Photographing in the pits was alot of fun, especially with unlimited access. Although it was rather challenging at times, especially due to the poor lighting. I would be stuck at 2.8 the whole time pretty much. It was hard to be unique too, I felt that what I was getting, would be what anyone with a DSLR could get most of the time. So I decided to get closer to my subjects. When the crew were preparing the car for the race, I would get up close and sometimes even lay on the floor with them, trying to get the expressions on their face. I thought it would be better to get close, yet try not to get in the way, as they all have a job to do at the end of the day. So I did, I thought it worked pretty well, rather than just being in the corner with my telephoto.

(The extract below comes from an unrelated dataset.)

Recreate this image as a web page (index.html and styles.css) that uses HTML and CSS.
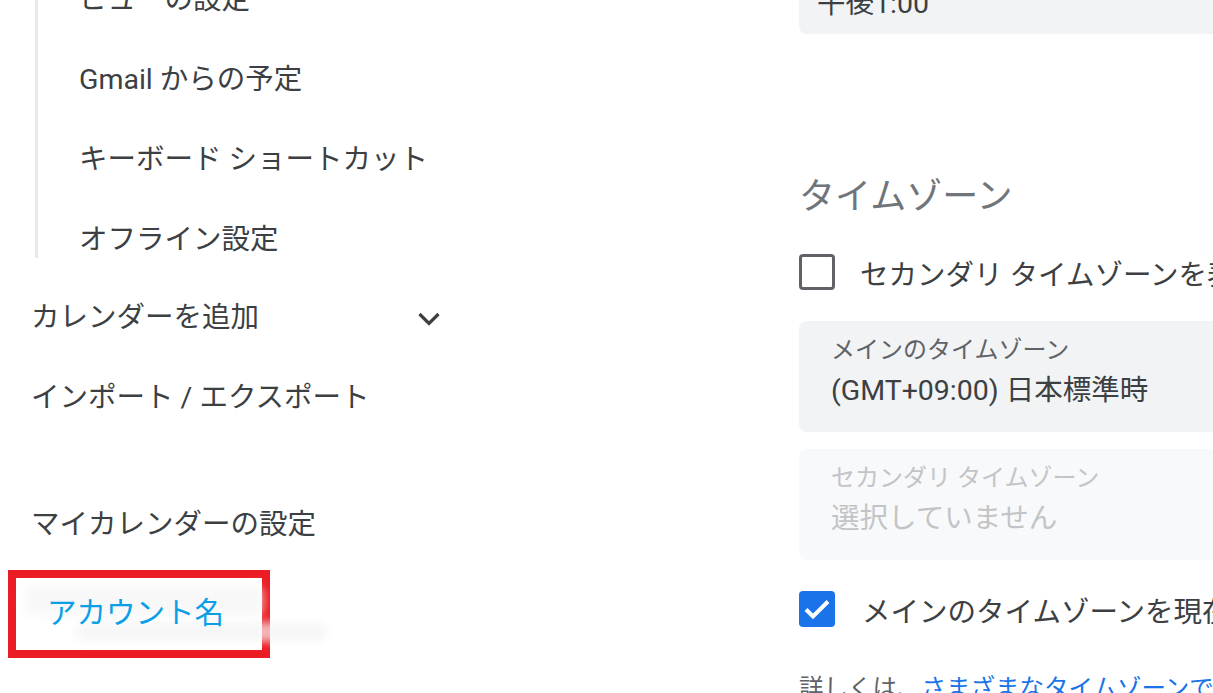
FILE: index.html
```html
<!DOCTYPE html>
<html lang="ja">
<head>
<meta charset="utf-8">
<link rel="stylesheet" href="styles.css">
</head>
<body>
<div class="page">
  <nav class="side">
    <ul class="sublist">
      <li class="subitem">ビューの設定</li>
      <li class="subitem">Gmail からの予定</li>
      <li class="subitem">キーボード ショートカット</li>
      <li class="subitem">オフライン設定</li>
    </ul>
    <div class="navitem expand">
      <span>カレンダーを追加</span>
      <svg class="chev" width="24" height="16" viewBox="0 0 24 16"><path d="M2.5 3l9.5 9.5L21.5 3" fill="none" stroke="#3c4043" stroke-width="3.2"/></svg>
    </div>
    <div class="navitem">インポート / エクスポート</div>
    <div class="navitem mycal">マイカレンダーの設定</div>
    <div class="account">
      <span class="blur b1"></span>
      <span class="blur b2"></span>
      <span class="acct-name">アカウント名</span>
    </div>
  </nav>
  <main class="content">
    <div class="field top">
      <div class="value">午後1:00</div>
    </div>
    <h2 class="heading">タイムゾーン</h2>
    <label class="check">
      <span class="box"></span>
      <span class="ctext">セカンダリ タイムゾーンを表示する</span>
    </label>
    <div class="field first">
      <div class="label">メインのタイムゾーン</div>
      <div class="value">(GMT+09:00) 日本標準時</div>
    </div>
    <div class="field disabled">
      <div class="label">セカンダリ タイムゾーン</div>
      <div class="value">選択していません</div>
    </div>
    <label class="check checked">
      <span class="box">
        <svg width="36" height="36" viewBox="0 0 36 36"><path d="M7 18.5l7 7 15-15" fill="none" stroke="#fff" stroke-width="4"/></svg>
      </span>
      <span class="ctext">メインのタイムゾーンを現在地に更新する</span>
    </label>
    <p class="help">詳しくは、<a href="#">さまざまなタイムゾーンでのカレンダーの使用</a>をご覧ください</p>
  </main>
</div>
</body>
</html>
```

FILE: styles.css
```css
html, body {
  margin: 0;
  padding: 0;
  background: #fff;
  overflow: hidden;
}
body {
  width: 1213px;
  height: 693px;
  font-family: Roboto, "Noto Sans CJK JP", sans-serif;
  color: #3c4043;
}
.page {
  display: grid;
  grid-template-columns: 470px 700px;
  column-gap: 329px;
  width: 1500px;
}
.side {
  display: flex;
  flex-direction: column;
}
.sublist {
  list-style: none;
  margin: -20px 0 0 35px;
  padding: 0;
  border-left: 3px solid #e8e8ef;
  display: flex;
  flex-direction: column;
  gap: 40px;
}
.subitem {
  height: 40px;
  line-height: 40px;
  font-size: 28.5px;
  padding-left: 41px;
  white-space: nowrap;
}
.sublist .subitem:last-child {
  margin-bottom: -2px;
}
.navitem {
  height: 40px;
  line-height: 40px;
  font-size: 28.5px;
  padding-left: 31px;
  white-space: nowrap;
  margin-top: 40px;
}
.expand {
  display: flex;
  align-items: center;
  justify-content: space-between;
  width: 410px;
}
.chev {
  width: 24px;
  height: 16px;
  margin-top: 2px;
}
.mycal {
  margin-top: 87px;
}
.account {
  position: relative;
  margin: 25px 0 0 8px;
  width: 246px;
  height: 72px;
  border: 8px solid #ec1c24;
  display: flex;
  align-items: center;
}
.acct-name {
  position: relative;
  font-size: 29.5px;
  color: #0a9fe6;
  padding-left: 31px;
  padding-bottom: 8px;
}
.blur {
  position: absolute;
  background: #f4f4f6;
  filter: blur(4px);
  border-radius: 8px;
}
.b1 { left: 8px; top: 8px; width: 240px; height: 30px; opacity: .6; }
.b2 { left: 60px; top: 44px; width: 250px; height: 20px; opacity: .7; }

.content {
  display: flex;
  flex-direction: column;
}
.field {
  background: #f1f3f4;
  border-radius: 8px;
  height: 111px;
  box-sizing: border-box;
  padding: 14px 32px 0;
  margin-top: 17px;
}
.field.first {
  margin-top: 29px;
}
.field.top {
  height: 90px;
  margin-top: -56px;
  padding: 40px 18px 0;
}
.field .label {
  font-size: 24px;
  color: #5f6368;
  line-height: 30px;
}
.field .value {
  font-size: 28.5px;
  line-height: 40px;
  margin-top: 6px;
  color: #3c4043;
}
.field.top .value {
  margin-top: 0;
}
.field.disabled {
  background: #f8f9fa;
}
.field.disabled .label,
.field.disabled .value {
  color: #c2c4c6;
}
.heading {
  font-size: 36px;
  font-weight: 400;
  color: #70757a;
  margin: 140px 0 0 0;
  line-height: 46px;
}
.check {
  display: flex;
  align-items: center;
  height: 40px;
  margin-top: 32px;
}
.check .box {
  width: 36px;
  height: 36px;
  box-sizing: border-box;
  border: 3.5px solid #5f6368;
  border-radius: 4px;
  flex: none;
  display: flex;
  align-items: center;
  justify-content: center;
}
.check .ctext {
  font-size: 28.5px;
  margin-left: 25px;
  white-space: nowrap;
  color: #3c4043;
}
.check.checked {
  margin-top: 29px;
}
.check.checked .box {
  background: #1a73e8;
  border: none;
}
.check.checked .ctext {
  margin-left: 27px;
}
.help {
  font-size: 24.5px;
  color: #5f6368;
  margin: 45px 0 0 0;
  white-space: nowrap;
  line-height: 30px;
}
.help a {
  color: #1a73e8;
  text-decoration: none;
}
```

What problems did I face? Well I regret not getting everyone’s individual portraits at the end of the day. In my head I wanted to line up the subject along the garage door and photograph them with real moody lighting from the overhead garage light. I really wish I had done this. Some of the images are very repetitive, it was hard to get unique images in such a small and concise garage like the one at Donington. I could have taken my time and got better pictures. Most images were rushed if i’m honest. I didn’t want to get in the way, so i’d snap a few then back off out the back for a drink then go and get a few more pictures.

I feel like the images I took are fairly strong, yet could use some improving if I had the chance to shoot again. I think my pictures of the drivers in the car are stronger than the pit crews working. Why is that? I think mentally I thought the drivers were more significant than the crew, so I took more time and thought about what I wanted, looked for different ways of photographing them and got a better image as a result. I am happy with the images i’ve taken, I just need to work out the correct order for the book. As the low isn’t right at the moment.